Cuando escribí El verano que aprendí a disparar hubo un momento en que decidí acabar con la madre de la protagonista. Lloré mares. La realidad ha alcanzado a la ficción. Aquí me he refugiado hoy.
“Barcelona tampoco era igual sin mi madre. Cuando alguien se va nos falta hasta donde nunca estuvo. De pronto la echaba de menos en todas partes. Cuando me sentaba en la Plaça dels Ángels con la espalda apoyada en el muro de Chillida porque Chillida me resultaba un poco casa y porque quería estar sola y al mismo tiempo acompañada de desconocidos que levantaban espirales de voces de todos los continentes en una Babel preñada de posibilidades"
"Cuando recorría en moto la ciudad nocturna alargando el camino a casa por calles amplias. Cuando mi amigo Héctor, que tenía alma de artista, me llevaba al Mercat dels Encants a husmear entre cacharrería deteniéndonos en todo y terminando por llevarnos una jaula y dos despertadores oxidados porque él quería atrapar el tiempo. Y lo atrapaba. Cuando Laia me veía caer y me sacaba a tomar un vino, que eran tres y después una cena, y nos intercambiábamos planes de verano que estaban por llegar y noches de buenos amantes y algunas derrotas que a veces se parecían mucho entre sí.
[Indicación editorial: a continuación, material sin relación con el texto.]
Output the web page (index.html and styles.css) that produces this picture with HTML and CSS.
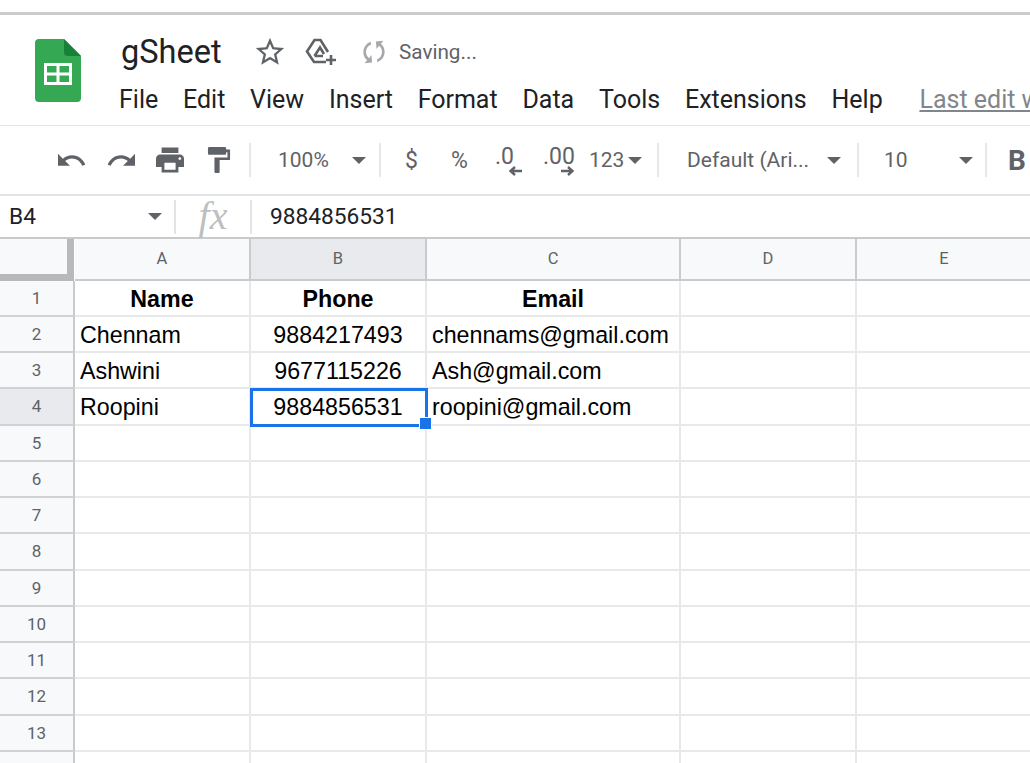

"Cuando Quim ponía un vinilo de Muddy Waters mientras preparaba el café en su ático minúsculo de la Barceloneta a la una de la tarde del domingo y yo me quedaba tumbada en el colchón sobre una alfombra azul viendo bailar las cortinas con el balcón abierto y oliendo un poco a mar y más a pescado frito del bar de vermús de abajo, y sentía que todo eso era acogedor y Quim, un poco blando, sin saber en realidad si buscaba a alguien más duro. Incluso tiempo después, cuando Quim pasó y otros vinieron a mi casa o a mi cama y yo a las suyas, y después se fueron o me fui porque así estaba bien, o cuando no lo estaba y lloramos por no saber sacarlo adelante, o cuando pensaba que para reposar en la estabilidad ya habría tiempo, incluso entonces seguía echando de menos a mi madre”.